Prof. Abhijit

Our group aspires to be at the forefront of polymer engineering, by studying and developing cutting edge technology for materials of the future. Whilst accomplishing the same, we place special importance on the environmental impact of polymeric materials and wherever possible we strive to supplant traditionally used synthetic polymers with natural polymers, as the old adage goes “we aren’t above nature, we are an integral part of it”.

In our lab, we work primarily with polymers. Broadly we have two areas of focus: employing sophisticated experimental tools and techniques to solve real world practical problems, and secondly gaining insights about the intersection of polymer science with the biological world. The latter inspires and facilitates us to explore the field of biomimetics.

We have expertise in studying the mechanics of polymeric materials.

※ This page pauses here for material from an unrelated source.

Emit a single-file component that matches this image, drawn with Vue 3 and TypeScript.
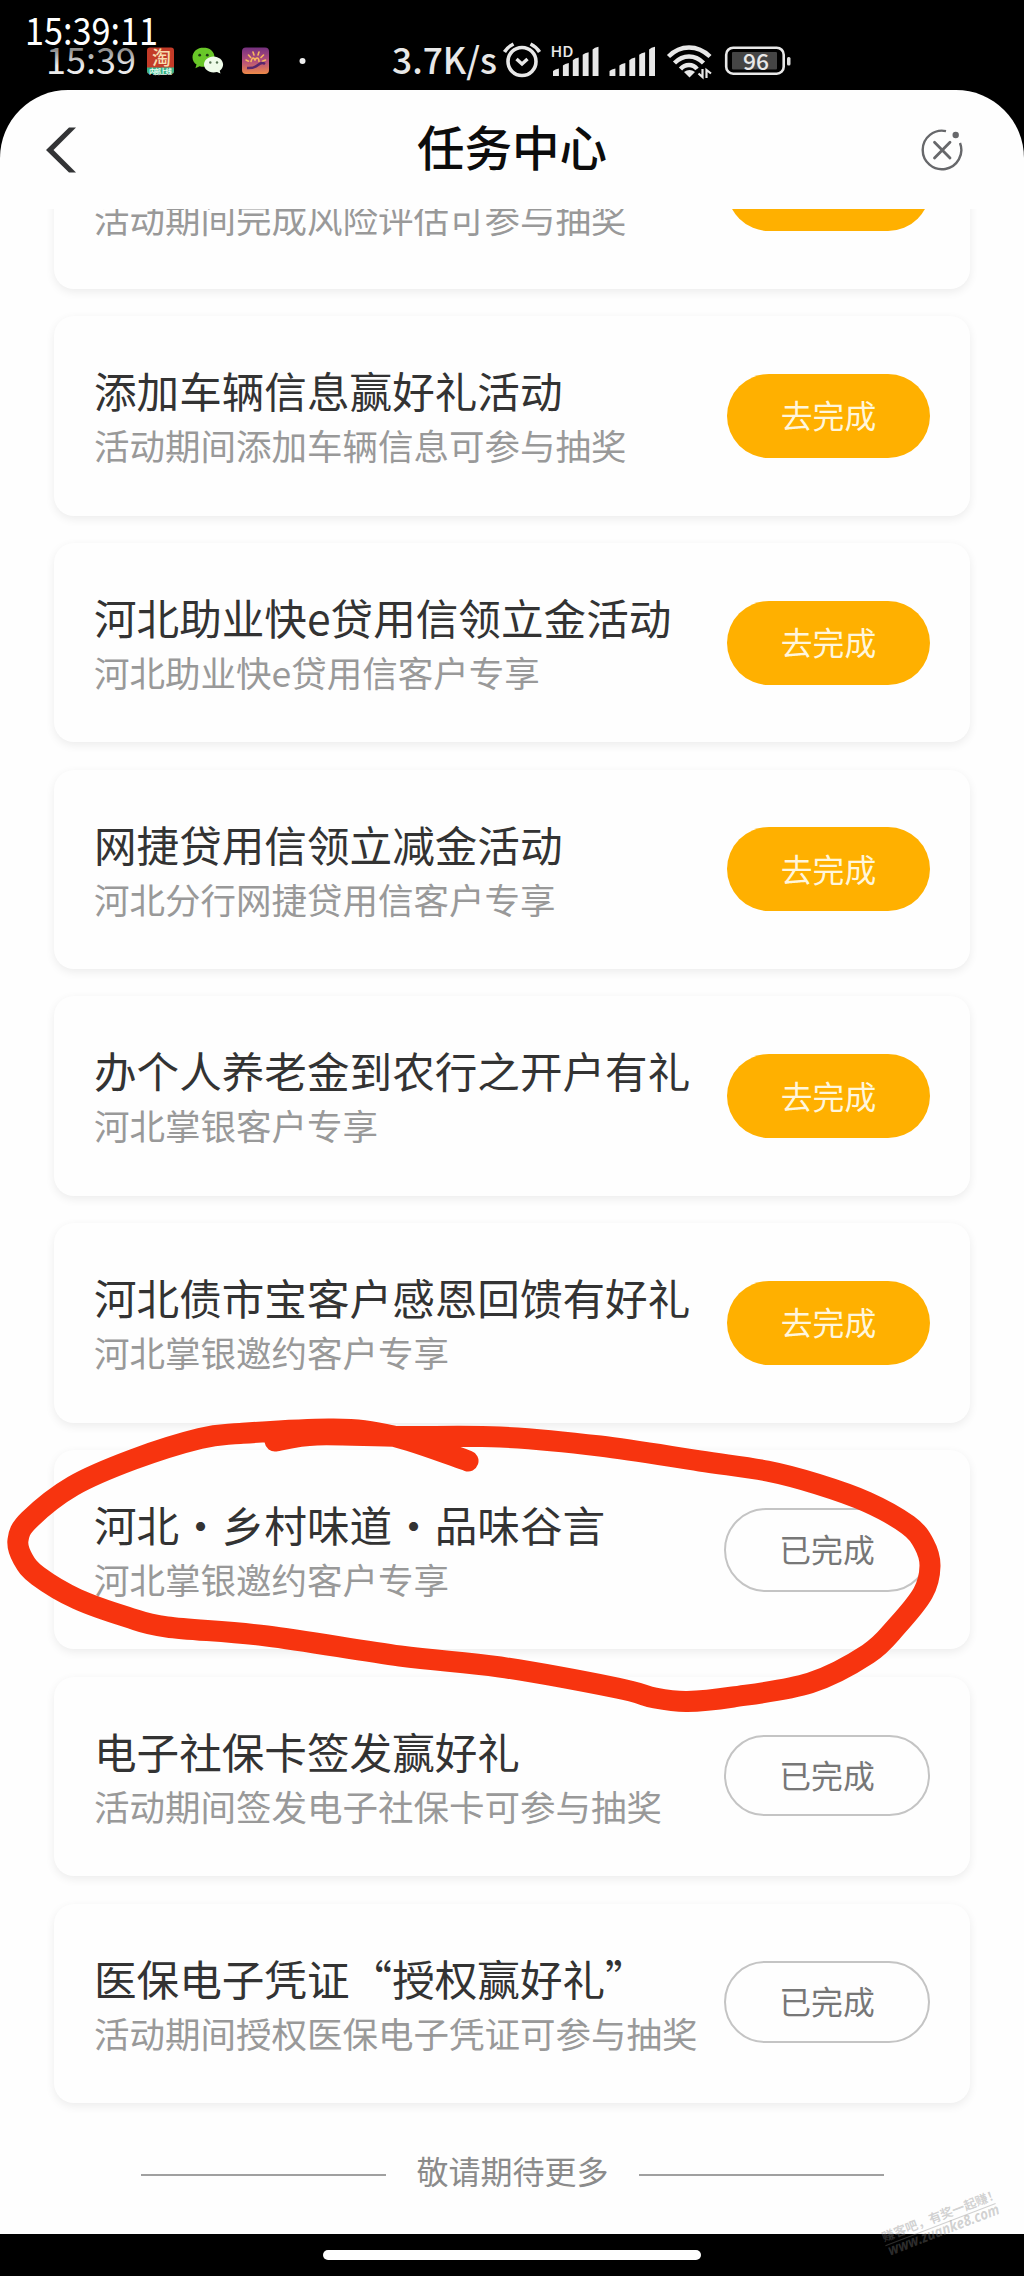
<script setup lang="ts">
interface Task {
  title?: string
  desc: string
  done?: boolean
  tall?: boolean
}

const tasks: Task[] = [
  { desc: '活动期间完成风险评估可参与抽奖' },
  { title: '添加车辆信息赢好礼活动', desc: '活动期间添加车辆信息可参与抽奖' },
  { title: '河北助业快e贷用信领立金活动', desc: '河北助业快e贷用信客户专享' },
  { title: '网捷贷用信领立减金活动', desc: '河北分行网捷贷用信客户专享' },
  { title: '办个人养老金到农行之开户有礼', desc: '河北掌银客户专享' },
  { title: '河北债市宝客户感恩回馈有好礼', desc: '河北掌银邀约客户专享' },
  { title: '河北・乡村味道・品味谷言', desc: '河北掌银邀约客户专享', done: true, tall: true },
  { title: '电子社保卡签发赢好礼', desc: '活动期间签发电子社保卡可参与抽奖', done: true },
  { title: '医保电子凭证“授权赢好礼”', desc: '活动期间授权医保电子凭证可参与抽奖', done: true },
]

type Point = [number, number]

// Hand-drawn marker stroke, clockwise from its first touch
const stroke: Point[] = [
  [275, 1441], [317, 1435], [400, 1436.5], [500, 1437], [600, 1446], [700, 1461], [767, 1471],
  [817, 1484], [867, 1502], [908, 1525], [924, 1544], [930, 1566], [923, 1593], [897, 1626],
  [868, 1654], [810, 1683], [733, 1697], [687, 1701.5], [655, 1698], [617, 1688], [500, 1667],
  [400, 1656], [267, 1636], [167, 1627], [127, 1617], [77, 1599], [38, 1576], [23, 1559],
  [18, 1540], [29, 1520], [73, 1486], [133, 1459.5], [200, 1438.5], [240, 1433.5], [333, 1429],
  [393, 1436], [468, 1461],
]

function smooth(p: Point[]): string {
  let d = `M${p[0][0]} ${p[0][1]}`
  for (let i = 0; i < p.length - 1; i++) {
    const a = p[Math.max(i - 1, 0)]
    const b = p[i]
    const c = p[i + 1]
    const e = p[Math.min(i + 2, p.length - 1)]
    d += `C${b[0] + (c[0] - a[0]) / 6} ${b[1] + (c[1] - a[1]) / 6} ${c[0] - (e[0] - b[0]) / 6} ${c[1] - (e[1] - b[1]) / 6} ${c[0]} ${c[1]}`
  }
  return d
}

const strokePath = smooth(stroke)
const bars = [0, 1, 2, 3, 4]
</script>

<template>
  <div class="phone">
    <div class="status">
      <svg class="status-left" viewBox="0 0 320 90" width="320" height="90">
        <defs>
          <linearGradient id="clock-fade" x1="0" y1="0" x2="0" y2="1">
            <stop offset=".35" stop-color="#909090" />
            <stop offset=".65" stop-color="#ececec" />
          </linearGradient>
          <linearGradient id="sunset-fade" x1="0" y1="0" x2="0" y2="1">
            <stop offset="0" stop-color="#75307f" />
            <stop offset=".55" stop-color="#b8527a" />
            <stop offset="1" stop-color="#ee8a48" />
          </linearGradient>
        </defs>
        <text x="46" y="74" font-size="36" fill="url(#clock-fade)" textLength="90" lengthAdjust="spacingAndGlyphs">15:39</text>
        <text x="25" y="45" font-size="38.500" fill="#fff" textLength="133" lengthAdjust="spacingAndGlyphs">15:39:11</text>
        <rect x="147" y="47.500" width="27" height="26.500" rx="3" fill="#c33b28" />
        <path d="M147 67.500h27V71a3 3 0 0 1-3 3h-21a3 3 0 0 1-3-3z" fill="#35b184" />
        <text x="152" y="65" font-size="19" fill="#f7dcae" font-weight="500">淘</text>
        <text x="149" y="73.500" font-size="6.500" fill="#e8fff4" font-weight="700" textLength="23">内部上线</text>
        <path d="M203.500 47.500c-6.100 0-11 4.300-11 9.700 0 3.100 1.600 5.600 4 7.400l-1.100 3.600 4.200-2c1.200.4 2.500.6 3.900.6 6.100 0 11-4.300 11-9.700s-4.900-9.600-11-9.600z" fill="#69c728" />
        <circle cx="199.700" cy="55.200" r="1.400" fill="#1d3a10" /><circle cx="207.300" cy="55.200" r="1.400" fill="#1d3a10" />
        <path d="M213.500 56.500c5.300 0 9.600 3.600 9.600 8.100 0 2.500-1.300 4.700-3.400 6.200l.8 2.700-3.500-1.500c-1.100.3-2.300.5-3.500.5-5.300 0-9.500-3.500-9.500-7.900s4.200-8.100 9.500-8.100z" fill="#eefbe9" />
        <circle cx="210.300" cy="62.500" r="1.200" fill="#557252" /><circle cx="217" cy="62.500" r="1.200" fill="#557252" />
        <rect x="242" y="47.500" width="27" height="26.500" rx="4" fill="url(#sunset-fade)" />
        <g fill="none" stroke="#f8b85e" stroke-width="1.600" stroke-linecap="round">
          <path d="M246 60l2.500 1.200M248.500 55l2.200 2.500M253 52l1 3M259 52l-1 3M263.500 55l-2.500 2.500M265.500 60l-3 1.200M251 61.500c1-4 3-5 4-1 1-4 4-3 4 1" />
        </g>
        <path d="M247 68q7 .5 11-3t7-1" fill="none" stroke="#57266d" stroke-width="2.400" />
        <circle cx="302.500" cy="61" r="3" fill="#eee" />
      </svg>
      <svg class="status-right" viewBox="385 0 410 90" width="410" height="90">
        <text x="392" y="74" font-size="36" fill="#e8e8e8" font-weight="500" textLength="105" lengthAdjust="spacingAndGlyphs">3.7K/s</text>
        <g fill="none" stroke="#e8e8e8">
          <circle cx="522" cy="61.500" r="14" stroke-width="3.600" />
          <path d="M516.500 59l5.500 5 5.500-5" stroke-width="3.400" />
          <path d="M504.500 52q3-5 9-8M539.500 52q-3-5-9-8" stroke-width="3.600" />
        </g>
        <text x="550.500" y="57" font-size="14.500" fill="#e8e8e8" font-weight="500" textLength="23" lengthAdjust="spacingAndGlyphs">HD</text>
        <g v-for="ox in [553, 609.500]" :key="ox" fill="#e8e8e8">
          <path v-for="b in bars" :key="b" :d="`M${ox + b * 9.9} 76v${-(5 + b * 5.4)}q2-2 5.900-2.600v${7.6 + b * 5.4}z`" />
        </g>
        <g fill="none" stroke="#e8e8e8" stroke-width="4.400">
          <path d="M668.500 56.500q9-9 20.500-9t21 9" />
          <path d="M674.500 63q6.500-6.500 14.500-6.500t14.500 6.500" />
          <path d="M680.500 69q3.500-4 8.500-4t8 4" />
        </g>
        <path d="M684 72q5.500-4 11 0l-5.500 5.500z" fill="#e8e8e8" />
        <path d="M702.500 69v8l-4-3.500M706.500 78v-8l4.500 3.500" fill="none" stroke="#e8e8e8" stroke-width="2.200" />
        <rect x="726.200" y="47.700" width="57.500" height="26" rx="7" fill="none" stroke="#e8e8e8" stroke-width="2.600" />
        <rect x="732" y="52" width="45" height="17.500" rx="1" fill="#454545" />
        <rect x="787" y="57" width="3.500" height="8.500" rx="1.500" fill="#ddd" />
        <text x="743" y="69.500" font-size="22.500" fill="#e8e8e8" font-weight="500" textLength="26" lengthAdjust="spacingAndGlyphs">96</text>
      </svg>
    </div>

    <div class="screen">
      <header class="header">
        <svg viewBox="0 0 32 48" width="32" height="48"><path d="M1 24 24 1.500h7L8.500 24 31 46.500h-7z" fill="#333436" /></svg>
        <h1>任务中心</h1>
        <svg viewBox="-21 -21 42 42" width="42" height="42" fill="none" stroke="#67686b">
          <path d="M4 -18.900A19.300 19.300 0 1 0 18 -7" stroke-width="2.400" />
          <path d="M-7.500 -7.800 8 8M8 -7.800 -7.500 8" stroke-width="2.800" stroke-linecap="round" />
          <circle cx="13.700" cy="-15" r="3.200" fill="#67686b" stroke="none" />
        </svg>
      </header>

      <main class="content">
        <section class="list">
          <article v-for="(t, i) in tasks" :key="i" class="card">
            <div class="copy">
              <h2>{{ t.title }}</h2>
              <p>{{ t.desc }}</p>
            </div>
            <button :class="{ done: t.done, tall: t.tall }"><template v-if="t.title">{{ t.done ? '已完成' : '去完成' }}</template></button>
          </article>
        </section>
        <footer class="more"><i></i><span>敬请期待更多</span><i></i></footer>
      </main>
    </div>

    <div class="nav"><span></span></div>

    <svg class="overlay" viewBox="0 0 1024 2276" width="1024" height="2276">
      <path :d="strokePath" fill="none" stroke="#f7340f" stroke-width="21" stroke-linecap="round" stroke-linejoin="round" />
      <g transform="translate(884 2242) rotate(-21)" fill="#808080" fill-opacity=".36" font-weight="700">
        <text x="0" y="0" font-size="12.500" textLength="125">赚客吧，有奖一起赚！</text>
        <rect x="0" y="3.500" width="118" height="1" />
        <text class="url" x="1" y="15" font-size="15" textLength="118" lengthAdjust="spacingAndGlyphs">www.zuanke8.com</text>
      </g>
    </svg>
  </div>
</template>

<style>
body {
  margin: 0;
  background: #000;
}
</style>

<style scoped>
.phone {
  position: relative;
  width: 1024px;
  height: 2276px;
  display: flex;
  flex-direction: column;
  overflow: hidden;
  background: #000;
  font-family: "Noto Sans CJK SC", sans-serif;
}
.status {
  display: flex;
  gap: 65px;
  height: 90px;
  flex: none;
}
.screen {
  display: flex;
  flex-direction: column;
  height: 2144px;
  flex: none;
  border-radius: 68px 68px 0 0;
  background: #fefefe;
  overflow: hidden;
}
.header {
  display: flex;
  flex: none;
  align-items: center;
  justify-content: space-between;
  box-sizing: border-box;
  height: 119px;
  padding: 0 61px 0 45px;
}
.header h1 {
  margin: -7px 0 0 26px;
  font-size: 47.5px;
  line-height: 60px;
  font-weight: 500;
  color: #0c0c0c;
}
.content {
  display: flex;
  flex: 1;
  flex-direction: column;
  justify-content: flex-end;
  min-height: 0;
  overflow: hidden;
}
.list {
  display: flex;
  flex: none;
  flex-direction: column;
  gap: 27.4px;
  padding: 0 54px;
}
.card {
  display: flex;
  justify-content: space-between;
  box-sizing: border-box;
  height: 199.4px;
  padding: 45px 40px 0 40px;
  border-radius: 20px;
  background: #fefefe;
  box-shadow: 0 3px 10px rgba(0, 0, 0, .075);
  white-space: nowrap;
}
.copy {
  width: 0;
}
h2,
p {
  margin: 0;
  font-weight: 400;
}
h2 {
  height: 58px;
  font-size: 42.6px;
  line-height: 58px;
  color: #333;
}
p {
  font-size: 35.5px;
  line-height: 52px;
  color: #999;
}
button {
  flex: none;
  box-sizing: border-box;
  width: 203px;
  height: 84px;
  margin: 12.7px 0 0;
  padding: 0 0 3px;
  border: 0;
  border-radius: 42px;
  background: #ffb000;
  color: #fff6dc;
  font: 400 31.8px/80px "Noto Sans CJK SC", sans-serif;
}
button.done {
  width: 206px;
  height: 81.5px;
  border: 2px solid #c4c4c4;
  background: transparent;
  color: #777;
  line-height: 75px;
}
button.tall {
  height: 84px;
}
.more {
  display: flex;
  flex: none;
  align-items: center;
  justify-content: space-between;
  height: 131px;
  padding: 0 140px 0 141px;
  color: #8b8b8b;
  font-size: 32px;
}
.more i {
  width: 245px;
  height: 2.5px;
  margin-top: 13px;
  background: #a0a0a0;
}
.more span {
  margin-top: 3px;
}
.nav {
  display: flex;
  flex: 1;
  justify-content: center;
  align-items: flex-start;
  background: #000;
}
.nav span {
  width: 378px;
  height: 10px;
  margin-top: 16px;
  border-radius: 5px;
  background: #fff;
}
.overlay {
  position: absolute;
  inset: 0;
  pointer-events: none;
}
.url {
  font-family: "Open Sans", "Liberation Sans", sans-serif;
  font-style: italic;
}
</style>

Rheology is one such tool whereby we investigate the science of flow and deformation of a wide array of material systems, and underlying microstructural factors at play. It is also a powerful tool to synthesize novel materials whose mechanical responses may be counter-intuitive but can be harnessed in ingenious ways for practical applications. Rheological characterization of a humongous variety of complex material systems in equally complex environments is something which is second nature to our group. 

To satiate our innate curiosity about natural phenomena, we tackle a wide range of problems like the physical, chemical and biological interactions between root and rhizosphere, and the role of root derived polymers in all of this. Likewise we study seed derived polymers, in both cases the naturally occurring polymers of interest fall under a broad umbrella called mucilage, a viscoelastic gel produced by nearly all plants and whose relevance to the environment is disproportionately large considering the miniscule scale at which it is produced in nature.

The wetting dynamics and imbibition behaviour of structured fluids on porous substrates and diffusion of solvents through porous polymeric media are of practical importance especially in industrial applications. Likewise is the study of supramolecular gels for lubricating applications in vehicles. Or formulating strategies for developing moisture resistant gypsum boards.

Our work towards a green future includes among several things, a way to capture carbon using natural polymers, polymer waste recycling, development of environmentally sustainable alternative packaging, substitution of non-biodegradable plastic and synthesis of eco-friendly self-healing coatings for vehicle underbodies.

We have students working on cutting edge research like polymer 4D printing, which incorporates a fourth dimension of time. This is accomplished by using shape memory polymers that respond to external stimuli, wherein objects can change shape or properties over time.

We are also active in development of natural polymer based sensors and actuators for soft robotic applications. Development of bioinspired materials/design to reduce loss of food grains during long term storage is another topic which we are tackling in a collaborative multi-disciplinary approach.